It wasn't like a funeral at the Uptown Bar & Café on Sunday night. That was more the case on Saturday, when the devilish surf-rock band Lusurfer led a procession with a coffin down Hennepin Avenue.

The final night at the soon-to-be-demolished Minneapolis watering hole Sunday wasn't any big blowout, either. The biggest surprises Sunday were more about what was missing than who showed up.

Among the conspicuous MIA items in the night were the flat-screen TVs, already taken off the walls by the owner's family. The menus were gone, too, since the kitchen ran out of its hangover-curing food Saturday afternoon.

And one of the first things the regulars noticed absent on Sunday was doorman Ron Upton's familiar long, white beard.

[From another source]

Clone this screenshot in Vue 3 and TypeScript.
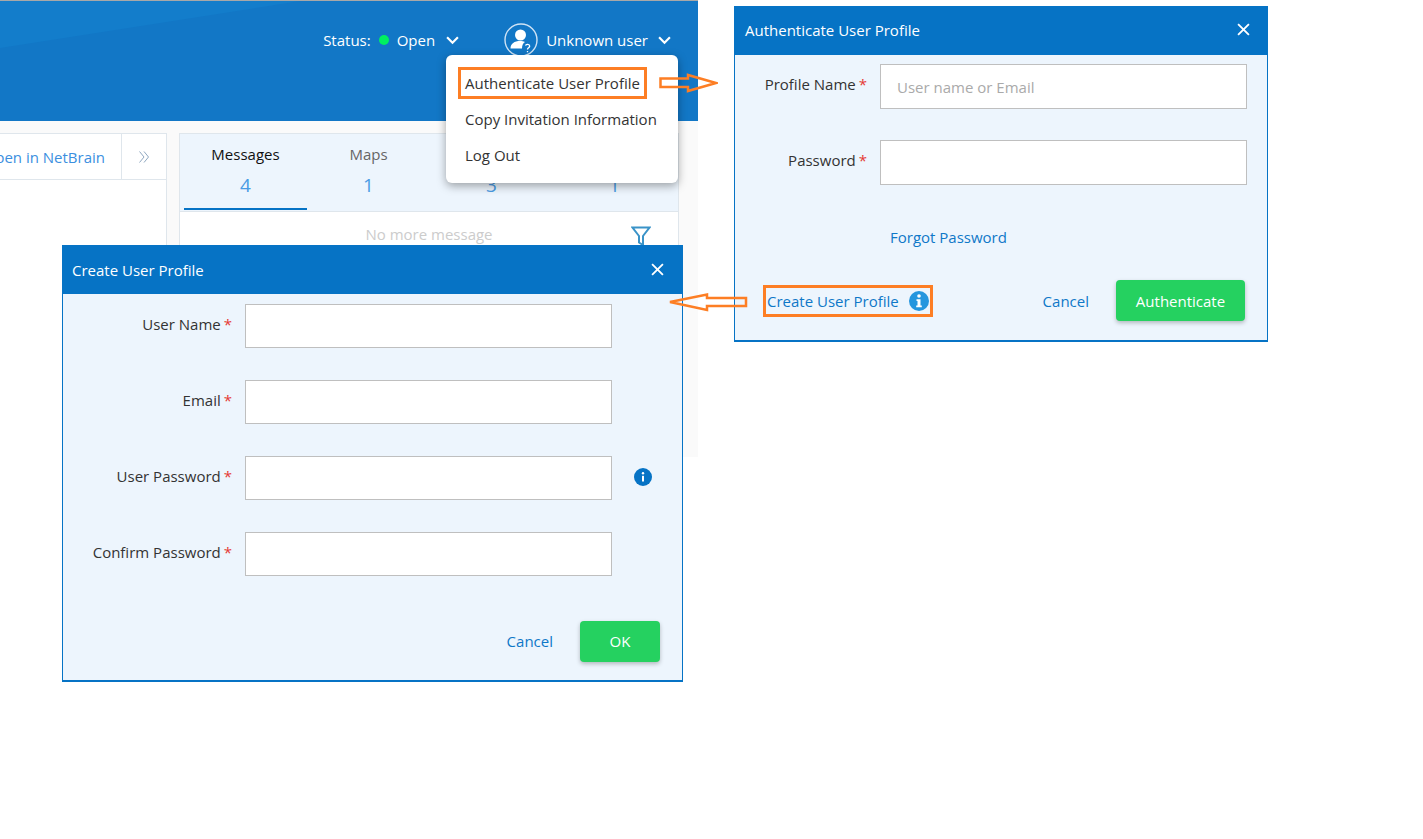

He had cut it off onstage a night earlier as a symbolic gesture -- and as a pragmatic one, since he might need to find a new job.

"It still feels a little raw," Upton said, either talking about his face or his emotions.

In business 70-some years, with 35 employees of late (only one of whom quit early), the Uptown was shut down to make way for chain retail stores. Talk of reopening the bar in a nearby site remained strong Sunday, especially after Mayor R.T. Rybak showed up for Friday's sold-out show and pledged his support.

As general manager Dennis Willey put it, "I think people would be a lot more upset tonight if there wasn't such a good chance of us reopening."

In the end, the Uptown Bar's last hurrah was a lot like any other night there, which seemed fitting for a bar that was never all that flashy. Its best trait may have been the feeling that it had always been there.

Disparate lineup of bands

As on many nights, Sunday's bands were all wildly different from one another. Poppy wordsmiths the Twilight Hours headlined, featuring former members of former regulars Trip Shakespeare. They were preceded by innovative jazz trio Happy Apple, which had made a live recording there.

For the occasion, lip-synching opening band the Hawaii Show created "The Uptown Monster Ballad," a melodramatic, '80s-style hair-band anthem that drew a sentimental response despite being tongue-in-cheek.

Talent booker Brian McDonough said he had sought bigger names to play the final night -- as big as Guns N' Roses, in fact, whose bassist Tommy Stinson virtually grew up at the bar (as a member of the Replacements and the son of longtime bartender Anita Stinson-Kurth). McDonough was impressed just to get a response from GNR management.

"But they said we would need somewhere to land a helicopter," McDonough said with a no-jiving grin.

It also seemed fitting that the musicians who did perform arrived via very short car rides. One reason why the Uptown took off as a vibrant music venue in the mid-'80s was its proximity to low-rent houses and apartments where musicians lived on top of each other. These days, pricier condos are going up in Uptown alongside all the new retail space (not to mention all the empty older retail space, too).

"I can't imagine Uptown without this bar," said Happy Apple bassist Erik Fratzke, who also performed there Saturday with his metal band Zebulon Pike.

Twilight Hours bassist John Munson said he loved the place for its corner-bar feel -- which outweighed its oft-derided sound system and boisterous, boozy crowds.

"I can't tell you exactly how many times I've played here," Munson said, "but I can tell you that every time I have played here I haven't been able to hear myself onstage."

Among the first people in line at about 6:30 p.m. Sunday -- doors opened at 8, and a waiting line had formed by about 8:30 -- longtime Uptown area residents Cassandra Pupovac and Jenn Newman said the bar "is the only bar any of us who live around here go to anymore."

"All the other bars around here now cater to the same narrow demographic, but here you had diversity," Pupovac said.

By the end of the Twilight Hours' set around 1 a.m., half of the beer tap handles at the bar had cups over them indicating their emptiness, and the last of the well whiskey and other random liquor had been poured.

Standing outside the door as the masses slowly, pensively streamed out, the beardless Upton shook his head in disbelief. Coincidentally or not, the doorman is likely to soon lose his second job at Uptown's Rainbow Foods, which is to be torn down for a fancier grocery store.

"It's hard to see this place go," Upton said of the bar, "but it's nice seeing the customers raise hell here right up until the end."